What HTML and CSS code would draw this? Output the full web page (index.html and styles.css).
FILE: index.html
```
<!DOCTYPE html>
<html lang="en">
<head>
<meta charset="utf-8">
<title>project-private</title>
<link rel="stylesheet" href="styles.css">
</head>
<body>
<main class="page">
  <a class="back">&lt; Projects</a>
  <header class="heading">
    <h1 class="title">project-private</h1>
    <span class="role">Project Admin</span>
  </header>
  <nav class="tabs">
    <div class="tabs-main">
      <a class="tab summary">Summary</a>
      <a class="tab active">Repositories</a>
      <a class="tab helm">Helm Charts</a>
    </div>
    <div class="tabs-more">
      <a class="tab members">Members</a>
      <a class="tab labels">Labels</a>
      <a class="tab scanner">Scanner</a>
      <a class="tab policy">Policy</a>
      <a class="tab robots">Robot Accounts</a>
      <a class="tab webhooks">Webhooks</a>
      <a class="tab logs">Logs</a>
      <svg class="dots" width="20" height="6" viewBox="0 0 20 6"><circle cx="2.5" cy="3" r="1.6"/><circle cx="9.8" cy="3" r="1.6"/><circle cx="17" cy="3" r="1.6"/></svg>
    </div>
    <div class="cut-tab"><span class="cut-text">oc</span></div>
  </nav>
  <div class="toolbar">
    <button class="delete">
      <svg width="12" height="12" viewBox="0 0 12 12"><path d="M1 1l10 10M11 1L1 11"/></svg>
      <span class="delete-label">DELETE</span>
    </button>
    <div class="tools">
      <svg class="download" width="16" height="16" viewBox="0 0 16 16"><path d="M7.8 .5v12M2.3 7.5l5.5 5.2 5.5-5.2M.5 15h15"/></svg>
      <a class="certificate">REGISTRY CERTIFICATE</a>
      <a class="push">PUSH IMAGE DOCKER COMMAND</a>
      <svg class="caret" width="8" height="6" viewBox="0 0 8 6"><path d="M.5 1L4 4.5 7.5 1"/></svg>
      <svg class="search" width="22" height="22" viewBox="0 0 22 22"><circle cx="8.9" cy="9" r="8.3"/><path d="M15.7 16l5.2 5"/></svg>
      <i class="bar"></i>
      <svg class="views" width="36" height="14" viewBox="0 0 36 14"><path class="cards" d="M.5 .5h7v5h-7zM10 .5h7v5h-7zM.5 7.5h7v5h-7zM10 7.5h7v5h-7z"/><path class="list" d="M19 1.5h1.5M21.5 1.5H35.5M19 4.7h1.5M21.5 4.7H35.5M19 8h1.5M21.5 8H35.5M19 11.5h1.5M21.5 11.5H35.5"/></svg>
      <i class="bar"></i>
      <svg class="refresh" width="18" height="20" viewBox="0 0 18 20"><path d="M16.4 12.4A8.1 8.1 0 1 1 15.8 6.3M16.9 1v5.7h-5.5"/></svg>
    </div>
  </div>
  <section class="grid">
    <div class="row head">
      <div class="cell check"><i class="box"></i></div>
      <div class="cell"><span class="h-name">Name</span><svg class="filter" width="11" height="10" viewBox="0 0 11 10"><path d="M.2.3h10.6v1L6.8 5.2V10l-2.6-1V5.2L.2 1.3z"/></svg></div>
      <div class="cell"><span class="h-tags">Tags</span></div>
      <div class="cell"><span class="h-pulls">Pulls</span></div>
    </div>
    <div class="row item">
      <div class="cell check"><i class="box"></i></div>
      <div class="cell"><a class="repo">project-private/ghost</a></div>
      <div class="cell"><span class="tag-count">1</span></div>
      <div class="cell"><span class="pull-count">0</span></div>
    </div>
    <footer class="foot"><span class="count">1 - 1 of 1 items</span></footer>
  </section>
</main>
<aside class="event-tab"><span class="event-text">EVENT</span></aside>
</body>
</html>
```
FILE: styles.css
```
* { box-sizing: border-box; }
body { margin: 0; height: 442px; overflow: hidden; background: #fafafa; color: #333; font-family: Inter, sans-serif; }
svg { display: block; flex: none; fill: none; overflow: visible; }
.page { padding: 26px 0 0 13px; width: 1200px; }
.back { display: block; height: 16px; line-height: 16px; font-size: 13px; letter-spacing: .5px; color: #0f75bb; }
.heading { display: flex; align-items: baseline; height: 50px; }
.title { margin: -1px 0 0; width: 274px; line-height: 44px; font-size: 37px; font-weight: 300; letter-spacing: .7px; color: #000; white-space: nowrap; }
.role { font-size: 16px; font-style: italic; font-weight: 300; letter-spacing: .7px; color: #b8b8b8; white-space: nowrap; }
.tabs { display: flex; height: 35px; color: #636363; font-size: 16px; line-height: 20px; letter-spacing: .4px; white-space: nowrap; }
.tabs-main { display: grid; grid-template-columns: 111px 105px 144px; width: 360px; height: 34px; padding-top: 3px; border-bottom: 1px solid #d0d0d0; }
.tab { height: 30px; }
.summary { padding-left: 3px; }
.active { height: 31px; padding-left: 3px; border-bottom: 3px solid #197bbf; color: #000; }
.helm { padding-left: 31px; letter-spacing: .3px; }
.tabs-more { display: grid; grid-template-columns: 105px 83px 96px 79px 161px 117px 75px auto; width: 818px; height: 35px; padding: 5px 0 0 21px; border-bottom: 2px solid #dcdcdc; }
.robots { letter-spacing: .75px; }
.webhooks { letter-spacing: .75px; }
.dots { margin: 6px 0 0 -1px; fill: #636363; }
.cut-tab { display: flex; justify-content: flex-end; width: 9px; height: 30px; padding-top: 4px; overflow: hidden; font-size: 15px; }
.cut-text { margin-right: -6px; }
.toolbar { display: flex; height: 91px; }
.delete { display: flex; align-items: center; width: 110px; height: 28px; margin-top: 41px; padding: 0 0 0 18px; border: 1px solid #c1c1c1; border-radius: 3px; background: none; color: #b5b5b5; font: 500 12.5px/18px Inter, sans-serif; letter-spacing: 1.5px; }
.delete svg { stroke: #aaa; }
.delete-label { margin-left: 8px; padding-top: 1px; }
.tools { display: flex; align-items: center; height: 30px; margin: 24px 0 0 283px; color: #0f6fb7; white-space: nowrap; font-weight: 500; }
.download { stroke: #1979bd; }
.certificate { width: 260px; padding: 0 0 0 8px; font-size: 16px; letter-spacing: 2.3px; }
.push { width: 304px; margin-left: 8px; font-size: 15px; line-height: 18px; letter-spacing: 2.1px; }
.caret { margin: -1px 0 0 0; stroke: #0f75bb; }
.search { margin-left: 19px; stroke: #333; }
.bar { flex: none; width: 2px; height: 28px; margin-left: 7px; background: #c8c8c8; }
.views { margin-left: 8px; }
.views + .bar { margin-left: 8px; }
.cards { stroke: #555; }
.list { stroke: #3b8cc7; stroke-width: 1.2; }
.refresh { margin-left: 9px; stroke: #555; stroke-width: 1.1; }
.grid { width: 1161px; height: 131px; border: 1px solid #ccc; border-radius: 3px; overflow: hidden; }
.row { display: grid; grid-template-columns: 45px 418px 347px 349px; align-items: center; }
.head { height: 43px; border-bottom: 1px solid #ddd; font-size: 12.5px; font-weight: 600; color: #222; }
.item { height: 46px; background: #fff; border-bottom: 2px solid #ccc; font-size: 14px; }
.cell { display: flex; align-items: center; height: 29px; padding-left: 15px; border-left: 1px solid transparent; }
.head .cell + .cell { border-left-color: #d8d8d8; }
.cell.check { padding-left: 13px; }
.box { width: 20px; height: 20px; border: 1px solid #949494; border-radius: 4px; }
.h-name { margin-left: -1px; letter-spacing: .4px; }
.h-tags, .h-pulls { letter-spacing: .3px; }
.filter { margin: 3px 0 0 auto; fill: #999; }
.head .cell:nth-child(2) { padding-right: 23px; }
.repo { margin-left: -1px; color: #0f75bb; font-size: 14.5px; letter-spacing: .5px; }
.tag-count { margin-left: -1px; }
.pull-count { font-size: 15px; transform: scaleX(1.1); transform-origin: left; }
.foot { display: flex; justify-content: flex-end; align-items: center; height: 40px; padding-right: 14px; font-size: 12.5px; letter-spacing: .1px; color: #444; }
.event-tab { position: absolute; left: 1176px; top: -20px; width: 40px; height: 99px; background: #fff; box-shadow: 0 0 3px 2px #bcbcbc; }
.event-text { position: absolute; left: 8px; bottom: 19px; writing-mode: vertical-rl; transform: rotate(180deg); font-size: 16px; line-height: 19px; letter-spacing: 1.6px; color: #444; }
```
______
*EXERCISE DIRECTIONS*.
Each line that contains the word "html" counts toward the total; give only that total.

*OUTPUT FOR THIS EXERCISE*.
5